■ **Data block**:
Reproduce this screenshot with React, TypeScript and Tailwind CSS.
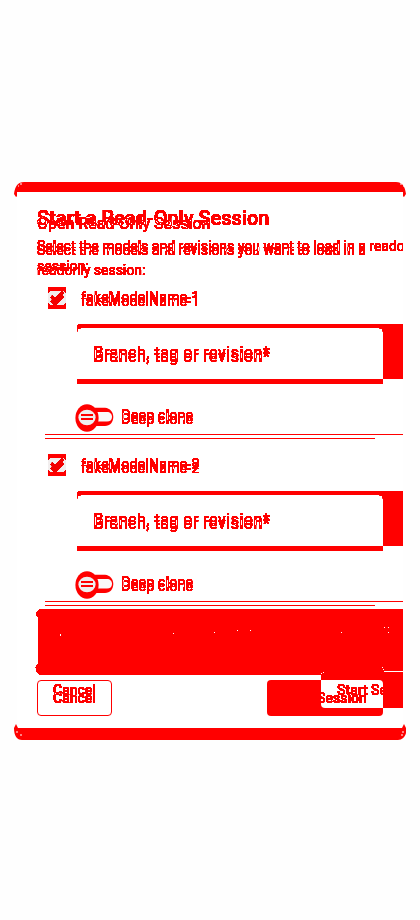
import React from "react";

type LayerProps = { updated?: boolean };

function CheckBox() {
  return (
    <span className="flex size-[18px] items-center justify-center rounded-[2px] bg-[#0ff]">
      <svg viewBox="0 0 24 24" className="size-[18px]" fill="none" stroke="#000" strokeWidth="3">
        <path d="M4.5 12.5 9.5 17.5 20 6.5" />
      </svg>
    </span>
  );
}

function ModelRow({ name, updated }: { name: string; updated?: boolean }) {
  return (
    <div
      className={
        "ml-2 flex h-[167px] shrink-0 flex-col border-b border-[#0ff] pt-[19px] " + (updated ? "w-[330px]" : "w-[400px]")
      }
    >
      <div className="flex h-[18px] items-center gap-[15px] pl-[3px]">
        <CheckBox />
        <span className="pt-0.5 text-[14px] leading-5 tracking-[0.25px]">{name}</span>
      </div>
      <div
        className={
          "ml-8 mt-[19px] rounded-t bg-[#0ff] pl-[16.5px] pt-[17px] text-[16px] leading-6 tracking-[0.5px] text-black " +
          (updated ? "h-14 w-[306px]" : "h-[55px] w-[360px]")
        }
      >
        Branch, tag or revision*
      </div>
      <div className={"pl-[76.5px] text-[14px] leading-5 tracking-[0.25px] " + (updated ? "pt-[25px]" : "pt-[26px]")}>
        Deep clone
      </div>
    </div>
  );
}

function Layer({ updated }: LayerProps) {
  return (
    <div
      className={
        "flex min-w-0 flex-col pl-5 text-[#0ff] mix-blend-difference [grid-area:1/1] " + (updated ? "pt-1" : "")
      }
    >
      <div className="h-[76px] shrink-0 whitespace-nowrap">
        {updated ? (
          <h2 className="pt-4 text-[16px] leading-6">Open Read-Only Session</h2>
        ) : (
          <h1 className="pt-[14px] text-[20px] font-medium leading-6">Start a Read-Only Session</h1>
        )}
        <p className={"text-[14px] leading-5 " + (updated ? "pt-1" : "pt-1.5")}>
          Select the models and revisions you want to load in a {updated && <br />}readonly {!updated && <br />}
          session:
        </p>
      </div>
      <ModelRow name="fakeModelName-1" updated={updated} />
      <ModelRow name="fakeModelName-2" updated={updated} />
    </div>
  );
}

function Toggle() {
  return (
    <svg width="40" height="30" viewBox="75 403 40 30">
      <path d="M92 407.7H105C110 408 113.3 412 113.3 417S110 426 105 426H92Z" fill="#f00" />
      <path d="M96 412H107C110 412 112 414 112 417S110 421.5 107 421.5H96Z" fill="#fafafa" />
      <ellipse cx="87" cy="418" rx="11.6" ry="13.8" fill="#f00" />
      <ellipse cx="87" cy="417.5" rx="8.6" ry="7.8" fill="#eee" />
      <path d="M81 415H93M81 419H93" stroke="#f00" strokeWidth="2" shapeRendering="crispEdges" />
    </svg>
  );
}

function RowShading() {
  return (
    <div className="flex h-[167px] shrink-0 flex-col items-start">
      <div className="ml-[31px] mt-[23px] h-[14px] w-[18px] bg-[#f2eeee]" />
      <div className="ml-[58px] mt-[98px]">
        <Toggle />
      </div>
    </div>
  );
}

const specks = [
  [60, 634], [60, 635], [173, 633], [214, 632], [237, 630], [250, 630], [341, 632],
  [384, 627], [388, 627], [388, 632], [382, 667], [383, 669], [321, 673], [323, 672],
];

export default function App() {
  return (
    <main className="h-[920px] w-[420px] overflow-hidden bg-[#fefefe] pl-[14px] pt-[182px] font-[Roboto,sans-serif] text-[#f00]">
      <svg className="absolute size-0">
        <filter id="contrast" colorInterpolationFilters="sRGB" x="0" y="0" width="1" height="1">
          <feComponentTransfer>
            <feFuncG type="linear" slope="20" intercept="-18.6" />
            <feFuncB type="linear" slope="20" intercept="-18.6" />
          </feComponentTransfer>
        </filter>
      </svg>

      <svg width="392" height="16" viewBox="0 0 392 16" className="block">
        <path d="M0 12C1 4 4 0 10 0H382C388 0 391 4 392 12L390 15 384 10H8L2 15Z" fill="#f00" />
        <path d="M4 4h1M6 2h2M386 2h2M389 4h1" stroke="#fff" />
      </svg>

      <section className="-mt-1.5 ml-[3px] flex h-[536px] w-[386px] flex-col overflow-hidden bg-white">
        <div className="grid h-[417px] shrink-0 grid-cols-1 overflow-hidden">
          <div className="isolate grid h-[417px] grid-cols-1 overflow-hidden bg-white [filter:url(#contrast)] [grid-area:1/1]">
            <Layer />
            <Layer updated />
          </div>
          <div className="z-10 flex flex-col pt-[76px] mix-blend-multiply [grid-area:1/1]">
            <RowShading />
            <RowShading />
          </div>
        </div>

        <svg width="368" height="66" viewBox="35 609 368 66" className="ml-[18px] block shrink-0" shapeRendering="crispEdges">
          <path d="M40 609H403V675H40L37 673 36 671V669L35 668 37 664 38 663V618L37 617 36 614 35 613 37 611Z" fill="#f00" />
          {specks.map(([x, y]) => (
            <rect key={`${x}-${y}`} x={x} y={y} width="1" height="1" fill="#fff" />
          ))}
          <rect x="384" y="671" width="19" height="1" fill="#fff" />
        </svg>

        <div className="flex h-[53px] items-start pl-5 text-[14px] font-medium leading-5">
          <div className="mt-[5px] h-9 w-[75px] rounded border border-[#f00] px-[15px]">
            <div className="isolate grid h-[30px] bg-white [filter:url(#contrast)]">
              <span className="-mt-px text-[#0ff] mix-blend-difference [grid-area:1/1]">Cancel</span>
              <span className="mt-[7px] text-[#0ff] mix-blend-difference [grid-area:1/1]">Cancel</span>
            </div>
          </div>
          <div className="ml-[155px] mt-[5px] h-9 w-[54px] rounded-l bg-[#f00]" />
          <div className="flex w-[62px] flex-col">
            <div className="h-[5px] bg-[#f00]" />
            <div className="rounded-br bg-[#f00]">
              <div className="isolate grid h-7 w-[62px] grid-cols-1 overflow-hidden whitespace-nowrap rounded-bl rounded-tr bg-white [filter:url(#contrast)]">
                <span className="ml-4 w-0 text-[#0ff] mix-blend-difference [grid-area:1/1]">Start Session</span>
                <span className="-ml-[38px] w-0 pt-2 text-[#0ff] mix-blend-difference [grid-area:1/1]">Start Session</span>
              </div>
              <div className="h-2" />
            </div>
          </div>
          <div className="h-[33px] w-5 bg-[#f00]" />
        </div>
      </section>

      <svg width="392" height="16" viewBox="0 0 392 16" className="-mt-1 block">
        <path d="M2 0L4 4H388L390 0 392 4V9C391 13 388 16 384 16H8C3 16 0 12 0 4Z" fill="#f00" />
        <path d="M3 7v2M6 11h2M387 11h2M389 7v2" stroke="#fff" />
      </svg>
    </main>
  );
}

■ **Exercise aim**:
Copy every line above word for word and exclude the pictures.

■ **Exercise solution**:
Reproduce this screenshot with React, TypeScript and Tailwind CSS.
import React from "react";

type LayerProps = { updated?: boolean };

function CheckBox() {
  return (
    <span className="flex size-[18px] items-center justify-center rounded-[2px] bg-[#0ff]">
      <svg viewBox="0 0 24 24" className="size-[18px]" fill="none" stroke="#000" strokeWidth="3">
        <path d="M4.5 12.5 9.5 17.5 20 6.5" />
      </svg>
    </span>
  );
}

function ModelRow({ name, updated }: { name: string; updated?: boolean }) {
  return (
    <div
      className={
        "ml-2 flex h-[167px] shrink-0 flex-col border-b border-[#0ff] pt-[19px] " + (updated ? "w-[330px]" : "w-[400px]")
      }
    >
      <div className="flex h-[18px] items-center gap-[15px] pl-[3px]">
        <CheckBox />
        <span className="pt-0.5 text-[14px] leading-5 tracking-[0.25px]">{name}</span>
      </div>
      <div
        className={
          "ml-8 mt-[19px] rounded-t bg-[#0ff] pl-[16.5px] pt-[17px] text-[16px] leading-6 tracking-[0.5px] text-black " +
          (updated ? "h-14 w-[306px]" : "h-[55px] w-[360px]")
        }
      >
        Branch, tag or revision*
      </div>
      <div className={"pl-[76.5px] text-[14px] leading-5 tracking-[0.25px] " + (updated ? "pt-[25px]" : "pt-[26px]")}>
        Deep clone
      </div>
    </div>
  );
}

function Layer({ updated }: LayerProps) {
  return (
    <div
      className={
        "flex min-w-0 flex-col pl-5 text-[#0ff] mix-blend-difference [grid-area:1/1] " + (updated ? "pt-1" : "")
      }
    >
      <div className="h-[76px] shrink-0 whitespace-nowrap">
        {updated ? (
          <h2 className="pt-4 text-[16px] leading-6">Open Read-Only Session</h2>
        ) : (
          <h1 className="pt-[14px] text-[20px] font-medium leading-6">Start a Read-Only Session</h1>
        )}
        <p className={"text-[14px] leading-5 " + (updated ? "pt-1" : "pt-1.5")}>
          Select the models and revisions you want to load in a {updated && <br />}readonly {!updated && <br />}
          session:
        </p>
      </div>
      <ModelRow name="fakeModelName-1" updated={updated} />
      <ModelRow name="fakeModelName-2" updated={updated} />
    </div>
  );
}

function Toggle() {
  return (
    <svg width="40" height="30" viewBox="75 403 40 30">
      <path d="M92 407.7H105C110 408 113.3 412 113.3 417S110 426 105 426H92Z" fill="#f00" />
      <path d="M96 412H107C110 412 112 414 112 417S110 421.5 107 421.5H96Z" fill="#fafafa" />
      <ellipse cx="87" cy="418" rx="11.6" ry="13.8" fill="#f00" />
      <ellipse cx="87" cy="417.5" rx="8.6" ry="7.8" fill="#eee" />
      <path d="M81 415H93M81 419H93" stroke="#f00" strokeWidth="2" shapeRendering="crispEdges" />
    </svg>
  );
}

function RowShading() {
  return (
    <div className="flex h-[167px] shrink-0 flex-col items-start">
      <div className="ml-[31px] mt-[23px] h-[14px] w-[18px] bg-[#f2eeee]" />
      <div className="ml-[58px] mt-[98px]">
        <Toggle />
      </div>
    </div>
  );
}

const specks = [
  [60, 634], [60, 635], [173, 633], [214, 632], [237, 630], [250, 630], [341, 632],
  [384, 627], [388, 627], [388, 632], [382, 667], [383, 669], [321, 673], [323, 672],
];

export default function App() {
  return (
    <main className="h-[920px] w-[420px] overflow-hidden bg-[#fefefe] pl-[14px] pt-[182px] font-[Roboto,sans-serif] text-[#f00]">
      <svg className="absolute size-0">
        <filter id="contrast" colorInterpolationFilters="sRGB" x="0" y="0" width="1" height="1">
          <feComponentTransfer>
            <feFuncG type="linear" slope="20" intercept="-18.6" />
            <feFuncB type="linear" slope="20" intercept="-18.6" />
          </feComponentTransfer>
        </filter>
      </svg>

      <svg width="392" height="16" viewBox="0 0 392 16" className="block">
        <path d="M0 12C1 4 4 0 10 0H382C388 0 391 4 392 12L390 15 384 10H8L2 15Z" fill="#f00" />
        <path d="M4 4h1M6 2h2M386 2h2M389 4h1" stroke="#fff" />
      </svg>

      <section className="-mt-1.5 ml-[3px] flex h-[536px] w-[386px] flex-col overflow-hidden bg-white">
        <div className="grid h-[417px] shrink-0 grid-cols-1 overflow-hidden">
          <div className="isolate grid h-[417px] grid-cols-1 overflow-hidden bg-white [filter:url(#contrast)] [grid-area:1/1]">
            <Layer />
            <Layer updated />
          </div>
          <div className="z-10 flex flex-col pt-[76px] mix-blend-multiply [grid-area:1/1]">
            <RowShading />
            <RowShading />
          </div>
        </div>

        <svg width="368" height="66" viewBox="35 609 368 66" className="ml-[18px] block shrink-0" shapeRendering="crispEdges">
          <path d="M40 609H403V675H40L37 673 36 671V669L35 668 37 664 38 663V618L37 617 36 614 35 613 37 611Z" fill="#f00" />
          {specks.map(([x, y]) => (
            <rect key={`${x}-${y}`} x={x} y={y} width="1" height="1" fill="#fff" />
          ))}
          <rect x="384" y="671" width="19" height="1" fill="#fff" />
        </svg>

        <div className="flex h-[53px] items-start pl-5 text-[14px] font-medium leading-5">
          <div className="mt-[5px] h-9 w-[75px] rounded border border-[#f00] px-[15px]">
            <div className="isolate grid h-[30px] bg-white [filter:url(#contrast)]">
              <span className="-mt-px text-[#0ff] mix-blend-difference [grid-area:1/1]">Cancel</span>
              <span className="mt-[7px] text-[#0ff] mix-blend-difference [grid-area:1/1]">Cancel</span>
            </div>
          </div>
          <div className="ml-[155px] mt-[5px] h-9 w-[54px] rounded-l bg-[#f00]" />
          <div className="flex w-[62px] flex-col">
            <div className="h-[5px] bg-[#f00]" />
            <div className="rounded-br bg-[#f00]">
              <div className="isolate grid h-7 w-[62px] grid-cols-1 overflow-hidden whitespace-nowrap rounded-bl rounded-tr bg-white [filter:url(#contrast)]">
                <span className="ml-4 w-0 text-[#0ff] mix-blend-difference [grid-area:1/1]">Start Session</span>
                <span className="-ml-[38px] w-0 pt-2 text-[#0ff] mix-blend-difference [grid-area:1/1]">Start Session</span>
              </div>
              <div className="h-2" />
            </div>
          </div>
          <div className="h-[33px] w-5 bg-[#f00]" />
        </div>
      </section>

      <svg width="392" height="16" viewBox="0 0 392 16" className="-mt-1 block">
        <path d="M2 0L4 4H388L390 0 392 4V9C391 13 388 16 384 16H8C3 16 0 12 0 4Z" fill="#f00" />
        <path d="M3 7v2M6 11h2M387 11h2M389 7v2" stroke="#fff" />
      </svg>
    </main>
  );
}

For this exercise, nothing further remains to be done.